What does one do for an encore after serving in virtually all capacities available to a woman religious, after writing dozens of books and giving hundreds of lectures? Most nuns do not retire to rest on their laurels, ever, and 80 is still, ironically, practically middle-aged in some communities. So Joan was blessed and commissioned by her crowd to go and make friends in all nations, something she continues at this writing.

An appearance on Oprah’s show, in March 2015, introduced her to a huge new public. Peace efforts through the Global Peace Initiative for Women that she helped to shape are part of her commitment. Mostly, she writes, book after book, but also letters to people who seek her wisdom and pastoral support.

The Erie Benedictines now have a great deal of outreach in their local area, feeding, educating, welcoming. They have young women, both oblates and prospective members, who find them, as Joan did, an attractive group with a serious purpose yet with a lighthearted, balanced approach. Benetvision is a going concern that publishes Joan’s and other people’s work and nurtures an on-line community. So the fecundity of Joan Chittister spreads well beyond what one person can do.

This book serves as a useful introduction to an important spiritual figure.

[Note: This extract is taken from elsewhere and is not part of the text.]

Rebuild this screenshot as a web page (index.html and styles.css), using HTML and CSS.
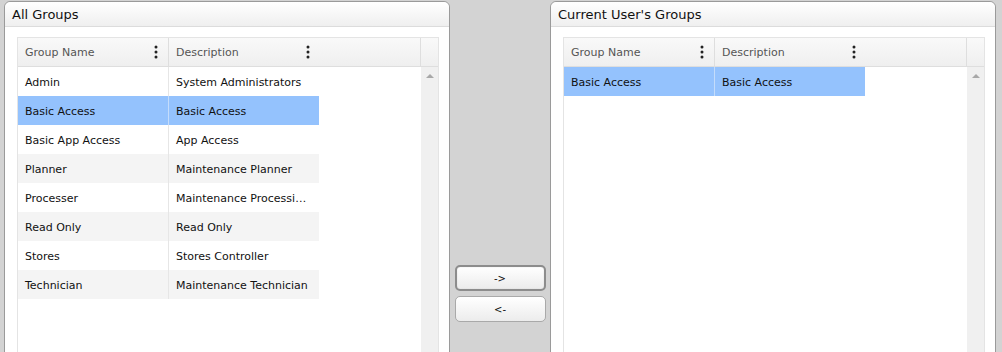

It also works to deepen her readers’ perspectives on her life, and to whet the appetite for seeing how the octogenarian feminist religious leader and her cohort continue to shape the monastic tradition in postmodern relief.

Contrary to some of the studies and opinions expressed in the last chapter of the book (which I think Tom Roberts could have omitted), where hand wringing over the future of religious life is expressed, I am betting on the Benedictines. Joan and her friends have seen through the façade of institutional Catholicism. They have rolled up their sleeves, hauled out their iPads, and done the hard work of ministry according to their tradition. I predict that their influence will endure longer and in more varied forms than we can imagine.